Gregory of Nyssa is one of those endearing saints who actually work at a past that they have to forget before they can praise God by the splendor of their life and teaching. He was born in Caesarea about the year 334, the younger brother of St Basil, and in his youth, he was only a reluctant Christian, largely because his family was Christian.

When he was twenty years old, the relics of the Forty Martyrs of Sebaste were transferred to the family chapel at Annesi, and that made a big impression on Gregory’s faith. He became a practicing Christian and a lector. But he gave up that ministry in order to become a rhetorician like his father. But his strong-minded brother Basil had other ideas. Basil was engaged in a struggle with the Arian Emperor Valens, and as part of his struggle, Basil made poor Gregory become Bishop of Nyssa, which was a small one-horse town ten miles from Caesarea. Gregory knew perfectly well that it wasn’t going to work, and he described his ordination as the most miserable day of his life. He didn’t have some of the qualities you need as a bishop - or for that matter, as an abbot - qualities such as tact and understanding, and he had no sense of the value of money. That led to a false accusation that he was embezzling Church funds, and so Gregory went into hiding for two years, and didn’t return to his diocese until the emperor Valens died in 378.

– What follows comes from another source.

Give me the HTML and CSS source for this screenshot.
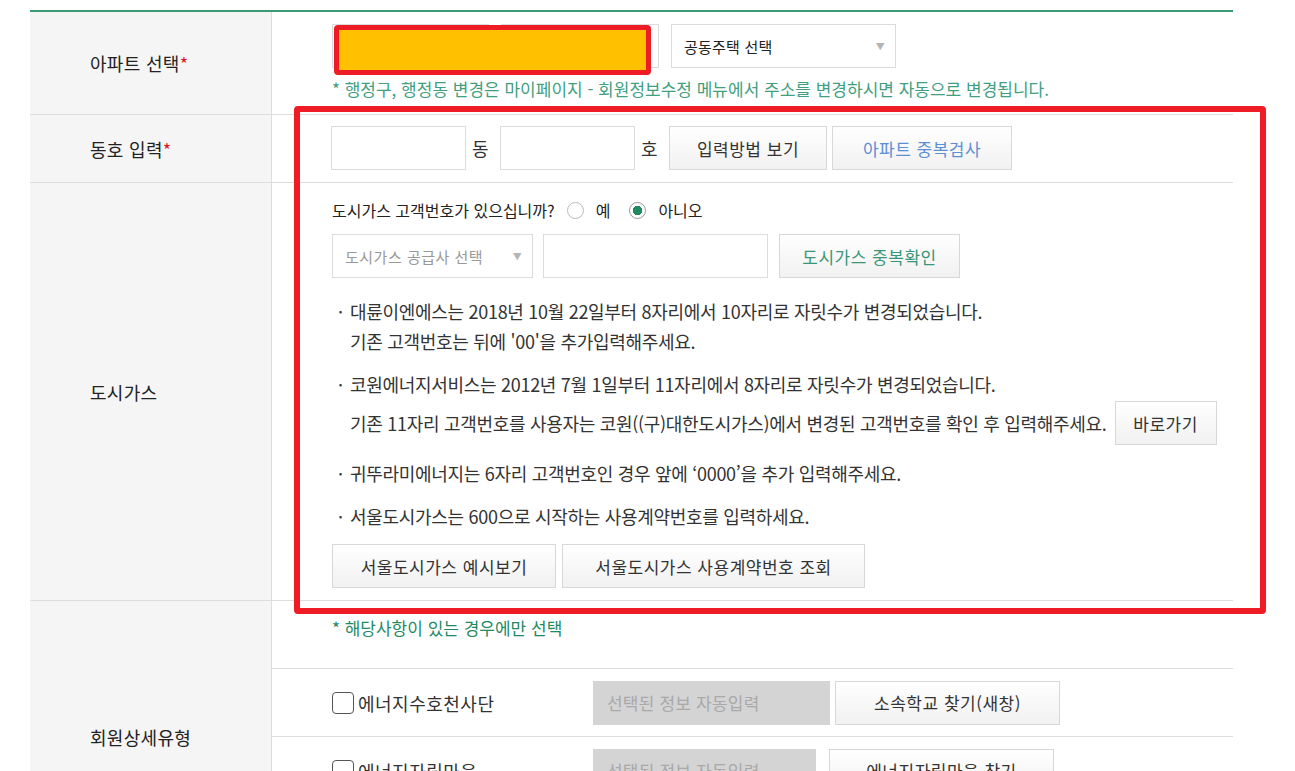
FILE: index.html
```html
<!DOCTYPE html>
<html lang="ko">

<head>
    <meta charset="UTF-8">
    <title>회원정보 입력</title>
    <link rel="stylesheet" href="styles.css">
</head>

<body>
    <div class="form-table">
        <div class="row row-apt">
            <div class="th">아파트 선택<em>*</em></div>
            <div class="td">
                <div class="line">
                    <div class="select w157"><span></span></div>
                    <div class="select w158"><span></span></div>
                    <div class="select w225"><span class="txt-dark">공동주택 선택</span><i class="arrow">▼</i></div>
                </div>
                <p class="note">* 행정구, 행정동 변경은 마이페이지 - 회원정보수정 메뉴에서 주소를 변경하시면 자동으로 변경됩니다.</p>
            </div>
        </div>

        <div class="row row-dongho">
            <div class="th">동호 입력<em>*</em></div>
            <div class="td">
                <div class="line">
                    <input class="input w135" type="text">
                    <span class="unit">동</span>
                    <input class="input w135" type="text">
                    <span class="unit">호</span>
                    <button class="btn w158">입력방법 보기</button>
                    <button class="btn w180 blue">아파트 중복검사</button>
                </div>
            </div>
        </div>

        <div class="row row-gas">
            <div class="th">도시가스</div>
            <div class="td">
                <div class="question">
                    도시가스 고객번호가 있으십니까?
                    <label class="radio"><i></i>예</label>
                    <label class="radio on"><i></i>아니오</label>
                </div>
                <div class="line gas-line">
                    <div class="select w201 disabled"><span>도시가스 공급사 선택</span><i class="arrow">▼</i></div>
                    <input class="input w225" type="text">
                    <button class="btn w181 green">도시가스 중복확인</button>
                </div>
                <ul class="info">
                    <li>
                        <p>대륜이엔에스는 2018년 10월 22일부터 8자리에서 10자리로 자릿수가 변경되었습니다.</p>
                        <p>기존 고객번호는 뒤에 '00'을 추가입력해주세요.</p>
                    </li>
                    <li>
                        <p>코원에너지서비스는 2012년 7월 1일부터 11자리에서 8자리로 자릿수가 변경되었습니다.</p>
                        <p class="with-btn">기존 11자리 고객번호를 사용자는 코원((구)대한도시가스)에서 변경된 고객번호를 확인 후 입력해주세요. <button class="btn w102">바로가기</button></p>
                    </li>
                    <li>
                        <p>귀뚜라미에너지는 6자리 고객번호인 경우 앞에 ‘0000’을 추가 입력해주세요.</p>
                    </li>
                    <li>
                        <p>서울도시가스는 600으로 시작하는 사용계약번호를 입력하세요.</p>
                    </li>
                </ul>
                <div class="line btns">
                    <button class="btn w224">서울도시가스 예시보기</button>
                    <button class="btn w303">서울도시가스 사용계약번호 조회</button>
                </div>
            </div>
        </div>

        <div class="row row-type">
            <div class="th">회원상세유형</div>
            <div class="td sub">
                <div class="sub-row">
                    <p class="note dark">* 해당사항이 있는 경우에만 선택</p>
                </div>
                <div class="sub-row">
                    <label class="check"><i></i>에너지수호천사단</label>
                    <div class="auto w237">선택된 정보 자동입력</div>
                    <button class="btn w225">소속학교 찾기(새창)</button>
                </div>
                <div class="sub-row">
                    <label class="check"><i></i>에너지자립마을</label>
                    <div class="auto w223">선택된 정보 자동입력</div>
                    <button class="btn w225 ml13">에너지자립마을 찾기</button>
                </div>
                <div class="sub-row">
                    <label class="check"><i></i>에코마일리지 단체</label>
                    <div class="auto w223">선택된 정보 자동입력</div>
                    <button class="btn w225 ml13">단체 찾기</button>
                </div>
            </div>
        </div>

        <!-- 표시용 강조 박스 -->
        <div class="mark mark-apt"></div>
        <div class="mark mark-area"></div>
    </div>
</body>

</html>
```

FILE: styles.css
```css
* {
    padding: 0;
    margin: 0;
    box-sizing: border-box;
}

body {
    background: #fff;
    font-family: "Noto Sans CJK KR", "Noto Sans", sans-serif;
    color: #333;
}

ul {
    list-style: none;
}

.form-table {
    position: relative;
    width: 1203px;
    margin: 10px 0 0 30px;
    border-top: 2px solid #3d9a77;
}

.row {
    display: grid;
    grid-template-columns: 242px 1fr;
    border-bottom: 1px solid #ddd;
}

.th {
    display: flex;
    align-items: center;
    padding-left: 60px;
    background: #f5f5f5;
    border-right: 1px solid #ddd;
    font-size: 18px;
    letter-spacing: 0.3px;
    color: #222;
}

.th em {
    font-style: normal;
    color: #e0161d;
}

.td {
    padding-left: 60px;
}

.line {
    display: flex;
    align-items: center;
}

/* 입력요소 */
.select,
.input {
    height: 44px;
    border: 1px solid #dcdcdc;
    background: #fff;
    font-family: inherit;
}

.select {
    position: relative;
    display: flex;
    align-items: center;
    padding-left: 12px;
    font-size: 15px;
    letter-spacing: 0.2px;
    color: #222;
    margin-right: 12px;
}

.select.disabled span {
    color: #999;
    letter-spacing: 0.5px;
}

.select .arrow {
    position: absolute;
    right: 10px;
    top: 15px;
    font-style: normal;
    font-size: 9px;
    color: #b5b5b5;
}

.unit {
    width: 34px;
    padding-left: 6px;
    font-size: 18px;
    color: #333;
}

.btn {
    height: 44px;
    border: 1px solid #d8d8d8;
    background: linear-gradient(#ffffff, #f1f1f1);
    font-family: inherit;
    font-size: 17px;
    letter-spacing: 0.5px;
    color: #333;
}

.btn.blue {
    color: #5b8fd4;
}

.btn.green {
    color: #3a9677;
}

.w102 { width: 102px; }
.w135 { width: 135px; }
.w157 { width: 157px; }
.w158 { width: 158px; }
.w180 { width: 180px; }
.w181 { width: 181px; }
.w201 { width: 201px; }
.w223 { width: 223px; }
.w224 { width: 224px; }
.w225 { width: 225px; }
.w237 { width: 237px; }
.w303 { width: 303px; }

.note {
    font-size: 17px;
    line-height: 20px;
    letter-spacing: 0;
    color: #3f9f7f;
}

.note.dark {
    color: #1f8a63;
}

/* 아파트 선택 */
.row-apt .td {
    padding-top: 12px;
    padding-bottom: 15px;
}

.row-apt .note {
    margin-top: 11px;
}

/* 동호 */
.row-dongho .td {
    padding: 11px 0 12px 59px;
}

.row-dongho .btn + .btn {
    margin-left: 5px;
}

/* 도시가스 */
.row-gas .td {
    padding-top: 16px;
    padding-bottom: 12px;
}

.question {
    display: flex;
    align-items: center;
    height: 22px;
    font-size: 16px;
    letter-spacing: 0;
    color: #222;
}

.radio {
    display: flex;
    align-items: center;
    margin-left: 12px;
}

.radio i {
    width: 17px;
    height: 17px;
    border: 1px solid #bbb;
    border-radius: 50%;
    margin-right: 12px;
    background: #fff;
}

.radio + .radio {
    margin-left: 19px;
}

.radio.on i {
    border-color: #999;
    background: radial-gradient(circle, #1e8a5e 0 4.5px, #fff 5px);
}

.gas-line {
    margin-top: 13px;
}

.gas-line .select {
    margin-right: 10px;
}

.gas-line .input {
    margin-right: 11px;
}

.info {
    margin-top: 18px;
    font-size: 18px;
    letter-spacing: -0.3px;
    color: #333;
}

.info li {
    position: relative;
    padding-left: 18px;
    margin-bottom: 13px;
}

.info li:before {
    content: '·';
    position: absolute;
    left: 6px;
    top: 0;
    line-height: 30px;
}

.info p {
    line-height: 30px;
}

.info .with-btn {
    display: flex;
    align-items: center;
    margin-top: 2px;
}

.info .with-btn .btn {
    margin-left: 8px;
}

.btns .btn + .btn {
    margin-left: 6px;
}

/* 회원상세유형 */
.td.sub {
    padding-left: 0;
}

.sub-row {
    display: flex;
    align-items: center;
    height: 68px;
    padding-left: 60px;
    border-bottom: 1px solid #ddd;
}

.sub-row:last-child {
    border-bottom: 0;
}

.sub-row .note {
    align-self: flex-start;
    margin-top: 17px;
}

.check {
    display: flex;
    align-items: center;
    width: 261px;
    font-size: 18px;
    letter-spacing: 0.5px;
    color: #333;
}

.check i {
    width: 22px;
    height: 22px;
    border: 1.5px solid #555;
    border-radius: 4px;
    margin-right: 4px;
}

.auto {
    display: flex;
    align-items: center;
    height: 44px;
    padding-left: 14px;
    background: #d4d4d4;
    font-size: 17px;
    letter-spacing: 0.2px;
    color: #a9a9a9;
    margin-right: 5px;
}

.ml13 {
    margin-left: 8px;
}

/* 강조 표시 */
.mark {
    position: absolute;
    border: 6px solid #ee1c25;
    border-radius: 4px;
}

.mark-apt {
    left: 304px;
    top: 13px;
    width: 317px;
    height: 50px;
    border-width: 5px;
    background: #ffc000;
}

.mark-area {
    left: 264px;
    top: 94px;
    width: 972px;
    height: 508px;
}
```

Although he resented being dominated by his brother, Gregory was shocked by Basil’s death in 379. Several months later, he got another shock: his dear sister Macrina was dying. Gregory went back to Annesi and talked with her for two days about death, and the soul, and the meaning of the resurrection. Choking with asthma, Macrina died in her brother’s arms, and she too is venerated as a saint by the Church.

 

The death of his brother and sister in so short a time was a major blow to Gregory, but it also freed him to develop as a deeper and richer philosopher and theologian. He shows a genuine delight in nature in his treatise On the Making of Man. He gives us a glimpse of his contemplative and mystical nature in his Life of Moses, and again in his

Commentary on the Song of Songs.

In 381, Gregory attended the Second Ecumenical Council at Constantinople, where he was honored as the "pillar of the Church". And yet it’s not because he was a great theologian that we honor him today as a saint. Sanctity is not the result of intellectual efforts. It is union with Truth with a capital T. And this union with truth comes not from knowledge but from love. The Holy Spirit, the Spirit of Love, took Gregory with all his resentments and lack of social graces, his need to know and to love, and guided him to final union with God. His intellectual gifts became a precious instrument in the hands of Divine Love. May we too allow ourselves to be led by the Holy Spirit, so that our love for God may lead to an ever deeper knowledge of him.